И, думаю, нет на свете хирурга, который не обращался бы к высшим силам с молитвой — особенно в тот драматический час, когда он оперирует осложнение. И пусть эти молитвы беззвучны и торопливы — пусть даже рассудок хирурга не сознает, о чем молится его сердце, — но смысл этих молитв одинаков на всех языках и во всех странах мира. «Господи, — просит хирург, — только бы все обошлось! Ты ведь знаешь, что мне одному, без поддержки и помощи свыше, не справиться. Помоги же — и мне, и больному, тем более что мы оба с ним — Твои дети…»
Переливание крови
Кажется, я в самом деле могу писать мемуары: ведь за те сорок лет, что я провел в медицине, она изменилась неузнаваемо, и сейчас даже трудно представить, какой была медицина прошлого века. Так, я застал еще времена, когда практиковалось прямое переливание крови. И не просто застал, а участвовал в нем. Студент-шестикурсник, я занимался тогда на кафедре хирургии, где в реанимации оказался больной с тяжелой кровопотерей. И как-то запросто преподаватель спросил нас: «Кровью поделиться хотите? У кого вторая положительная?» Я стоял в тот момент ближе всех к вопрошавшему — и потому меня выбрали для прямого переливания.
Тот, кого я спасал, был сильно пьющий мужик средних лет, и его кровопотеря была связана именно с пьянством: это называется синдром Маллори — Вейсса. Помню, как располагались наши с ним койки (меня уложили на соседнюю, пустовавшую), как падал свет из большого окна и как по пластиковой трубке капельницы моя кровь стекала в запотевшую стеклянную банку, стоявшую на полу у кровати. Когда банка наполовину заполнилась, ее перевернули, подняли на штатив — и моя, еще теплая, кровь потекла в вену больного.

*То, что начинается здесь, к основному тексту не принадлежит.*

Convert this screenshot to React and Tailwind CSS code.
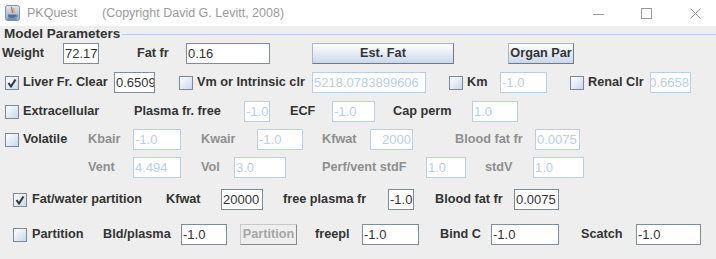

Тогда это казалось — и мне самому, и другим — совершенно простым и естественным делом. Подумаешь, эка невидаль: ну сдал полкило крови да и вернулся к занятиям. Голова, помнится, так приятно шумела, как будто я выпил стакан водки, и все время хотелось смеяться. Но сейчас, спустя тридцать пять лет, когда прямые переливания уже давно и строго-настрого запрещены, мне видится тот эпизод в каком-то особом и даже торжественном ракурсе. Ведь как ни крути, делясь своей кровью, я делился в прямом смысле слова собственной жизнью. Хотел бы я, кстати, знать: как тот небритый мужик этой подаренной долею жизни распорядился? Хотя что тут гадать — конечно же, пропил ее, как пропил и все остальное.
Донорство было любимым занятием студентов медицинского института. Тем, кто сдал кровь, полагалось освобождение от учебы аж на два дня и еще выдавались талоны на обед в ресторане — неплохая приманка для наших вечно голодных желудков. А запас крови — как и запас вообще жизни — в каждом из нас казался неисчерпаем; поэтому на потерю каких-то пятисот граммов даже не обращали внимания.
Станция переливания крови располагалась неподалеку от нашего общежития, и туда добирались обычно пешком: мимо старого польского кладбища и костела, а затем мимо готических зданий больницы Красного Креста. И первое, что ощущалось, когда ты входил в двери станции переливания, — это то, что здесь жарко, как в бане. Видимо, так полагалось, чтобы доноры не зябли и не простужались; как полагалось и переодеться в просторные полотняные штаны и рубахи. И в самом деле: не пачкать же кровью собственную одежду?
А когда ты поднимался по железной лестнице на второй этаж, усаживался к одному из окошек в прозрачной стене и просовывал в него свою голую руку, наступал момент странного отчуждения от себя самого. Словно ты — уже и не вполне ты, а всего лишь ходячий источник донорской крови: так бесцеремонно сестра хватала и выворачивала твою руку, так грубо и туго перехватывала жгутом, звонко шлепала ладонью по локтевому сгибу — и не просто прокалывала твою вену, а словно нанизывала тебя, как шашлык на шампур, на толстенную, с хрустом втыкавшуюся иглу. Неудивительно, что у тебя по всему телу бежали мурашки, а кое-кто даже падал в обморок, — и резкий запах нашатырного спирта, ватку с которым то и дело подносили кому-нибудь к носу, был смешан со сладким и приторным запахом крови.
Кровь была здесь повсюду. И в стеклянных банках-флаконах, и в пластиковых корзинах, в которых эти флаконы переносили, и в трубках систем для донорского забора, и в пробирках, и в центрифугах, и на кафеле пола (правда, эти кровавые брызги старались быстрей подтереть), и на тех агитационных плакатах, где в окружении символических алых капель сияли счастьем и гордостью лица доноров. Казалось, стоит открыть кран над фаянсовой раковиной, и из него тоже потечет не вода, а густая и теплая кровь.